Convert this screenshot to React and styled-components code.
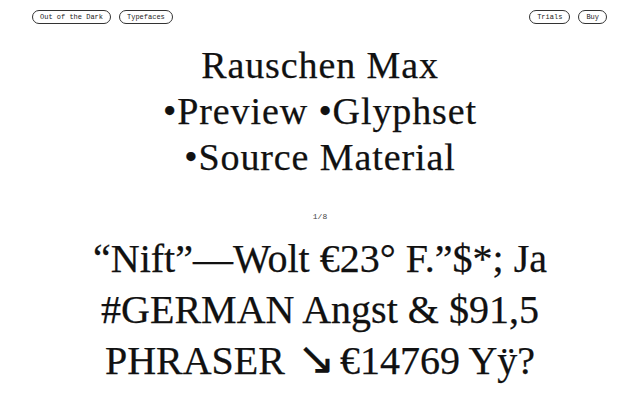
import React from 'react';
import styled, { createGlobalStyle } from 'styled-components';

const GlobalStyle = createGlobalStyle`
  html, body {
    margin: 0;
    padding: 0;
    background: #ffffff;
  }
  body {
    font-family: "Liberation Serif", "Times New Roman", serif;
    color: #111;
  }
`;

const Page = styled.div`
  width: 640px;
  height: 400px;
  overflow: hidden;
  display: flex;
  flex-direction: column;
  align-items: stretch;
`;

const Header = styled.header`
  display: flex;
  justify-content: space-between;
  align-items: center;
  padding: 10px 33px 0 32px;
`;

const NavGroup = styled.nav`
  display: flex;
  gap: 8px;
`;

const Pill = styled.a`
  display: inline-flex;
  align-items: center;
  height: 14px;
  box-sizing: border-box;
  padding: 0 7px;
  border: 1px solid #333;
  border-radius: 8px;
  font-family: "Liberation Mono", "DejaVu Sans Mono", monospace;
  font-size: 7px;
  color: #222;
  text-decoration: none;
  white-space: nowrap;
`;

const Title = styled.h1`
  margin: 18px 0 0 0;
  font-weight: normal;
  font-size: 38px;
  line-height: 46px;
  letter-spacing: 0.9px;
  text-align: center;
  color: #111;
  -webkit-text-stroke: 0.25px #111;
`;

const Counter = styled.div`
  margin-top: 31px;
  font-family: "Liberation Mono", "DejaVu Sans Mono", monospace;
  font-size: 8px;
  line-height: 12px;
  text-align: center;
  color: #444;
`;

const Sample = styled.p`
  margin: 10px 0 0 0;
  font-size: 40px;
  line-height: 51px;
  text-align: center;
  color: #111;
  -webkit-text-stroke: 0.25px #111;
`;

const Arrow = styled.span`
  font-size: 46px;
  line-height: 1;
  margin: 0 4px 0 2px;
`;

export default function App() {
  return (
    <>
      <GlobalStyle />
      <Page>
        <Header>
          <NavGroup>
            <Pill href="#">Out of the Dark</Pill>
            <Pill href="#">Typefaces</Pill>
          </NavGroup>
          <NavGroup>
            <Pill href="#">Trials</Pill>
            <Pill href="#">Buy</Pill>
          </NavGroup>
        </Header>
        <Title>
          Rauschen Max
          <br />
          •Preview •Glyphset
          <br />
          •Source Material
        </Title>
        <Counter>1/8</Counter>
        <Sample>
          “Nift”—Wolt €23° F.”$*; Ja
          <br />
          #GERMAN Angst &amp; $91,5
          <br />
          PHRASER <Arrow>↘</Arrow>€14769 Yÿ?
        </Sample>
      </Page>
    </>
  );
}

########

* **Direction**
Extract every line containing the string "components" from the data above.

* **Response to the task**
Convert this screenshot to React and styled-components code.
import styled, { createGlobalStyle } from 'styled-components';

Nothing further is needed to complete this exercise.